To my great relief, not much of it was, but it gave me an insight into her treatment of the people on her staff and the people that she worked with. She had no confidence in her abilities and she was worried that her boss, her employees and her colleagues would find out that she was a fraud. Instead of asking for help with the skills she needed to develop, she was pushing everyone away with her behavior and ridiculously complicated accounting techniques.
What a lot of energy she spent. She was an unhappy person because she could not trust herself. Her staff was deeply unsatisfied and a bit nervous, because they knew that she would fire them if they appeared to know her weakness. It was a broken situation which never healed until she left the job and was replaced by someone who had the skills and abilities necessary to do it.
Get the skills you need to do your job. Take communication training and any other training necessary to be an asset to your employees. If they need help with something that is not your strong suit, get them the help they need from someone who is capable. Be open about it, from your weaknesses to what you are doing about them. Your employees will respect you for it.
When you trust yourself, it is easier for you trust your employees to do their jobs. You are also open to hearing their criticism of you. What? You don't want criticism? They have no right? You are the boss? Get over yourself. It is no longer the 1950s. It is the new millennium, and we must accept that even though we are someone's boss, we are no better than they are as a human, and holding on to this false belief will only weaken your position.
Ask for criticism. Let them know that you need their feedback in order to do your job better, that you depend on their honest evaluation of how you do your job. Asking for this communicates that you respect your employees, that you trust them, and that you depend on them. It lets them know that they are important to you.
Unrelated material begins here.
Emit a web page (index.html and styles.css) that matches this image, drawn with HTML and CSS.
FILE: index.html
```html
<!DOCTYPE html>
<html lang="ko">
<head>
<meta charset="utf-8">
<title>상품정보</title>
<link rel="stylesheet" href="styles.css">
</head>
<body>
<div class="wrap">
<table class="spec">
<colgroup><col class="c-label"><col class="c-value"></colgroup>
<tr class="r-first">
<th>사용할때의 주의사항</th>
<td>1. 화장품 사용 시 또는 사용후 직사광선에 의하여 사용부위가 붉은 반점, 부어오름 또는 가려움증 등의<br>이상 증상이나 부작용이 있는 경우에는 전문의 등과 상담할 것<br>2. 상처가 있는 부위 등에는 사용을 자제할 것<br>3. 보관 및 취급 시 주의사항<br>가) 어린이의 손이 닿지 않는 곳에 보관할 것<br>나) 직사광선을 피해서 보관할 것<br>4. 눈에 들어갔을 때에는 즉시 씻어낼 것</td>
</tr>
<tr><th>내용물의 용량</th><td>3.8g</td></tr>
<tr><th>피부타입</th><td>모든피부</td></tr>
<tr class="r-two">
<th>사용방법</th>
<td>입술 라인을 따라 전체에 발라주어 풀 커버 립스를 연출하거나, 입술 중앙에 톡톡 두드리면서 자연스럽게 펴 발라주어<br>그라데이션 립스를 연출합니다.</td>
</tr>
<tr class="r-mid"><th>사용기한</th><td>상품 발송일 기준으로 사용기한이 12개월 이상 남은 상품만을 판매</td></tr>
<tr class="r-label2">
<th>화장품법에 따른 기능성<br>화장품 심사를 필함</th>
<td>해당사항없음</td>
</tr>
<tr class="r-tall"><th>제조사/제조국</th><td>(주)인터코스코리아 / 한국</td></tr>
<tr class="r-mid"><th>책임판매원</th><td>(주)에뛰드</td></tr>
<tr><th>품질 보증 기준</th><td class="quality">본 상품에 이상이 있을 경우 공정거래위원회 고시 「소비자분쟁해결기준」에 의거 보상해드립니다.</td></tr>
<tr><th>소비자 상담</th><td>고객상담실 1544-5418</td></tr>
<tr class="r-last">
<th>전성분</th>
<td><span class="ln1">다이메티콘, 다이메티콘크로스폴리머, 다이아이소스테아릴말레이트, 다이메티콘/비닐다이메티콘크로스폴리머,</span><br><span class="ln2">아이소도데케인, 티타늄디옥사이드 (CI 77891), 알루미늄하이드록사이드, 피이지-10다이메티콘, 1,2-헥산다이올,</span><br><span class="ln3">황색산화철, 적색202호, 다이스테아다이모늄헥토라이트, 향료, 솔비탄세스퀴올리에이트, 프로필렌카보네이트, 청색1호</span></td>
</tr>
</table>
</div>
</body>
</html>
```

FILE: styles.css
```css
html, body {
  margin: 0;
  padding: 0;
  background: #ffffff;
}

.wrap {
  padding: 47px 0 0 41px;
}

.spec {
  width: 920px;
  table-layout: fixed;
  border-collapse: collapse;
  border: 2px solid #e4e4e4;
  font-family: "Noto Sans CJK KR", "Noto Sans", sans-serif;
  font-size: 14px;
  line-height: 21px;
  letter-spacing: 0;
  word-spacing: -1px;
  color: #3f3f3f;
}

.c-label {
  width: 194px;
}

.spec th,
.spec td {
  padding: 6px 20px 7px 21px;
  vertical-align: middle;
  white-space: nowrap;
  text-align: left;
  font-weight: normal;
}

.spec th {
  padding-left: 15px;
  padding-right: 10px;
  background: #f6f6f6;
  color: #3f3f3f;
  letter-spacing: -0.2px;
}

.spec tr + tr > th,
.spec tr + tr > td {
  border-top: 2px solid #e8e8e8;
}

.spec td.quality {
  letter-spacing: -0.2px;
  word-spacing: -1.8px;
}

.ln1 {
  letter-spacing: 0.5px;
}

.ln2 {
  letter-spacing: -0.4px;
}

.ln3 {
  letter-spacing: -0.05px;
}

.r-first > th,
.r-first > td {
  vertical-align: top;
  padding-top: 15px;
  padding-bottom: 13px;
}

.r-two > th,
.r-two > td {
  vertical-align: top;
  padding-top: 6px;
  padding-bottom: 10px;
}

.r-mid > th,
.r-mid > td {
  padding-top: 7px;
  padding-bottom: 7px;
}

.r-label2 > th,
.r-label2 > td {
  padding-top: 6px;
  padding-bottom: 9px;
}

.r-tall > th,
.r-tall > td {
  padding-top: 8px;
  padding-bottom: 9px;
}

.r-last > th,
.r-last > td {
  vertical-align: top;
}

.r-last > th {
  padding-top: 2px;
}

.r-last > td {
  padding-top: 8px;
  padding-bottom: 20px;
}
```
Do you know what people do who feel respected and trusted? They work their asses off for you. They do their very best.
You will have a work culture which values hard work, integrity and trust. When new employees come into this culture, they will need less from you because in order to fit in and thrive, they will need to develop these qualities. This type of culture also includes healthy professional boundaries. More of your time is spent on work, and less of it on non-work.
Over time, less and less of your time will be spent managing, and more of it will be spent cheerleading and directing. If you are a manager, you need time to do long-term planning, and you will have that time if you foster an atmosphere of trust and respect. You will be able to celebrate your successes with your employees, giving them the credit they deserve, and watching them develop their own skills and abilities in order to fulfill their career goals. You will be a part of the success of others! You will have the deep satisfaction of knowing that you helped other people be their best!
At this point, it is all about growth. If your employees are interested in growing, your job is to help them get to the next level, if there is one to be had. Yes, being a manager is a lot like being a parent. You need to give your employees wings so that they can use them if they need to. It is your job to help them be better, and there is no greater joy than watching someone you managed work their way up or into their dream career. Still better is when they tell you that you were pivotal in helping them get there. Not only have you done your job well, you have helped your employees achieve their dreams.
What a rewarding relationship this can be! As a good manager, you are fueling the happiness of your employees and their families. You are encouraging them to take on the world with confidence, and, you are also teaching them how to be a good manager to their employees one day. Being a manager can be a dream job if you put the effort and energy into yourself and your people. If you are lucky enough to be made a manager, don't miss out on that opportunity.